The Sandy Bridge architects decided that handling partial hits in the uop cache is too complex and power inefficient. Resolving partial hits would require activating both the traditional front-end and the uop cache, plus additional logic for synchronizing the two partial outputs. The uop cache line placement and eviction policies were designed so that each 32B window is fully cached (or not at all). Thus when a hit occurs, the traditional front-end is not involved.
All the uops from the traditional front-end and the uop cache are ultimately delivered into the 28 uop Decoder Queue.

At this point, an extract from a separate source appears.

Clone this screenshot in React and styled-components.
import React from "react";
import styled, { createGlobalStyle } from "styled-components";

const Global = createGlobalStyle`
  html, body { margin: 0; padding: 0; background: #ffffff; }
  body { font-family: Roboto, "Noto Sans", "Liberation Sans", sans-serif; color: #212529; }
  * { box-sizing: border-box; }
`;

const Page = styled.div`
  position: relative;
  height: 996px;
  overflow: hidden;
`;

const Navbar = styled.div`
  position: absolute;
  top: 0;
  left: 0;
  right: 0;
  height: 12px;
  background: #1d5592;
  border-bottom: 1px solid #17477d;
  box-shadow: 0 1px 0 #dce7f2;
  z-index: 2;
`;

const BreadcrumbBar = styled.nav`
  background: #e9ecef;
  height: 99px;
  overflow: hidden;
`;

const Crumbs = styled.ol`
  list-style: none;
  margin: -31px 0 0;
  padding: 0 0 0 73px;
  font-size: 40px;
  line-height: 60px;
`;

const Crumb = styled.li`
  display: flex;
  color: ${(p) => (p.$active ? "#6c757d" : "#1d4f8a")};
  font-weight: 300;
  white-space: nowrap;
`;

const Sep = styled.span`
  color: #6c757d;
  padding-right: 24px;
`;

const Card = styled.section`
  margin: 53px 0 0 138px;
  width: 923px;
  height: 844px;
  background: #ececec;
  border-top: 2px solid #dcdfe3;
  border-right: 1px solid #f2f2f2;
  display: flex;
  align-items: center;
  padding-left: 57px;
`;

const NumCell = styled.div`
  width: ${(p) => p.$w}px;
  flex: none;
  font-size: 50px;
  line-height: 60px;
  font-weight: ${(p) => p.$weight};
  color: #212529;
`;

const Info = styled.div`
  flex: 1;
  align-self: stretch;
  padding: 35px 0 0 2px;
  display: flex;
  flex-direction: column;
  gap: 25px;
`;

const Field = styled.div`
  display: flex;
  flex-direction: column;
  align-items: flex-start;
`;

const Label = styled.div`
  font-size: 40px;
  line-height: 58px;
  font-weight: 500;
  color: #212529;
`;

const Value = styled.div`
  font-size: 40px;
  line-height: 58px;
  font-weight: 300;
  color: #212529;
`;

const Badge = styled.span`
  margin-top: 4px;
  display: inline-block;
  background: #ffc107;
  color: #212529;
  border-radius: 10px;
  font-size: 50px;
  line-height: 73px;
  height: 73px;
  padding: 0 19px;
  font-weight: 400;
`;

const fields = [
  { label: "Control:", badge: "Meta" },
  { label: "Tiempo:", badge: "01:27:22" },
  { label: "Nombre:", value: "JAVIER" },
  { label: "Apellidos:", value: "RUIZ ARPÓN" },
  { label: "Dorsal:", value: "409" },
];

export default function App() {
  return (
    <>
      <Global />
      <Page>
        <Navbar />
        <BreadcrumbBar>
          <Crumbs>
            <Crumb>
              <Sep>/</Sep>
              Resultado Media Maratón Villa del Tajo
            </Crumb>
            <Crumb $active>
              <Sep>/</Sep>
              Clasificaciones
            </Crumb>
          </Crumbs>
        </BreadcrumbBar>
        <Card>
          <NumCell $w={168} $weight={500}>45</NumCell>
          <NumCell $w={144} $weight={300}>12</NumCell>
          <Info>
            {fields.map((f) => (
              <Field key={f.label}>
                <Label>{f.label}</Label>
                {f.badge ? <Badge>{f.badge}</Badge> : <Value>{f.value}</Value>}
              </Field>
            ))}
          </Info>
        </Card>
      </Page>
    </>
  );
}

The Decoder Queue still acts as a cache for small loops like in Nehalem, and actually can bypass both the instruction cache and uop cache.

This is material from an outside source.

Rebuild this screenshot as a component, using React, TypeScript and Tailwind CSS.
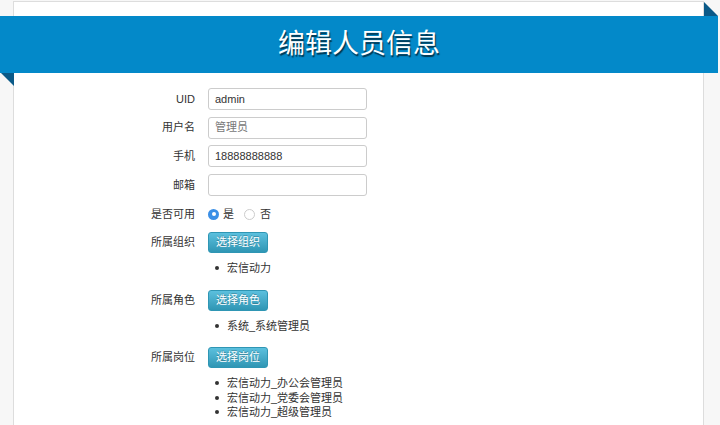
import React from "react";

const font = { fontFamily: '"Liberation Sans", "Noto Sans CJK SC", sans-serif' };

function Label({ children }: { children: React.ReactNode }) {
  return <div className="w-[181px] shrink-0 text-right text-[11px] text-[#333]">{children}</div>;
}

function Field({ label, value, placeholderLike }: { label: string; value: string; placeholderLike?: boolean }) {
  return (
    <div className="flex items-center h-[22px]">
      <Label>{label}</Label>
      <div
        className={`ml-[13px] w-[159px] h-[22px] border border-[#ccc] rounded-[3px] bg-white px-[6px] flex items-center text-[11px] ${
          placeholderLike ? "text-[#777]" : "text-[#333]"
        }`}
      >
        {value}
      </div>
    </div>
  );
}

function Btn({ children }: { children: React.ReactNode }) {
  return (
    <div className="ml-[13px] w-[60px] h-[21px] rounded-[3px] border border-[#2f96b4] bg-gradient-to-b from-[#5bc0de] to-[#2f96b4] text-white text-[11px] flex items-center justify-center [text-shadow:0_-1px_0_rgba(0,0,0,0.25)]">
      {children}
    </div>
  );
}

function List({ items }: { items: string[] }) {
  return (
    <ul className="ml-[208px] -translate-x-[14px] text-[11px] text-[#333] leading-[14.5px]">
      {items.map((t) => (
        <li key={t} className="flex items-center">
          <span className="w-[4px] h-[4px] rounded-full bg-[#333] ml-[7px] mr-[8px]" />
          {t}
        </li>
      ))}
    </ul>
  );
}

export default function App() {
  return (
    <div className="w-[720px] h-[425px] bg-[#f7f7f7] overflow-hidden relative" style={font}>
      <div className="ml-[13px] mt-[1px] w-[691px] h-[430px] border border-[#ddd] bg-white">
        <div className="relative -ml-[14px] mt-[14px] w-[718px] h-[57px] bg-[#0389c9] flex items-center justify-center">
          <span className="text-white text-[27px] leading-none [text-shadow:1px_2px_1px_rgba(0,0,0,0.6)]">编辑人员信息</span>
          <svg className="absolute left-0 top-[57px]" width="14" height="13" viewBox="0 0 14 13">
            <polygon points="1,0 14,0 14,13" fill="#0b5a88" />
          </svg>
          <svg className="absolute left-[704px] -top-[14px]" width="14" height="14" viewBox="0 0 14 14">
            <polygon points="0,0 14,14 0,14" fill="#0b5a88" />
          </svg>
        </div>
        <div className="pt-[15px] flex flex-col">
          <div className="flex flex-col gap-[6.7px]">
            <Field label="UID" value="admin" />
            <Field label="用户名" value="管理员" placeholderLike />
            <Field label="手机" value="18888888888" />
            <Field label="邮箱" value="" />
          </div>
          <div className="flex items-center h-[20px] mt-[8px]">
            <Label>是否可用</Label>
            <div className="ml-[13px] flex items-center text-[11px] text-[#333]">
              <span className="w-[11px] h-[11px] rounded-full bg-[#3b8fe6] flex items-center justify-center">
                <span className="w-[4px] h-[4px] rounded-full bg-white" />
              </span>
              <span className="ml-[4px]">是</span>
              <span className="ml-[10px] w-[11px] h-[11px] rounded-full border border-[#ccc] bg-white" />
              <span className="ml-[5px]">否</span>
            </div>
          </div>
          <div className="flex items-center mt-[8px]">
            <Label>所属组织</Label>
            <Btn>选择组织</Btn>
          </div>
          <div className="mt-[8px]">
            <List items={["宏信动力"]} />
          </div>
          <div className="flex items-center mt-[14px]">
            <Label>所属角色</Label>
            <Btn>选择角色</Btn>
          </div>
          <div className="mt-[8px]">
            <List items={["系统_系统管理员"]} />
          </div>
          <div className="flex items-center mt-[14px]">
            <Label>所属岗位</Label>
            <Btn>选择岗位</Btn>
          </div>
          <div className="mt-[8px]">
            <List items={["宏信动力_办公会管理员", "宏信动力_党委会管理员", "宏信动力_超级管理员"]} />
          </div>
        </div>
      </div>
    </div>
  );
}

One of the critical differences between the uop cache in Sandy Bridge and the P4’s trace cache is that the uop cache is fundamentally meant to augment a traditional front-end. In contrast, the Pentium 4 attempted to use the trace cache to replace the front-end and relied on vastly slower fetch and decode mechanisms for any workloads which did not fit in the trace cache. The uop cache was carefully designed so that it is an enhancement for Sandy Bridge and does not penalize any workloads.
The uop cache is one of the most promising features in Sandy Bridge because it both decreases power and improves performance. It avoids power hungry x86 decoding, which spans several pipline stages and requires fairly expensive hardware to handle the irregular instruction set. For a hit in the uop cache, Sandy Bridge’s pipeline (as measured by the mispredict penalty) is several cycles shorter than Nehalem’s, although in the case of a uop cache miss, the pipeline is about 2 stages longer. The uop cache increases performance by more consistently delivering uops to the back-end and eliminating various bubbles in the fetch and decode process. For example, the 16B fetch, length changing prefixes and the decoding restrictions all limit the traditional front-end, whereas the uop cache ignores those issues and can achieve higher performance. Generally, the uop cache seems to avoid the problems of a trace cache, while delivering most of the benefits in a much more power efficient manner.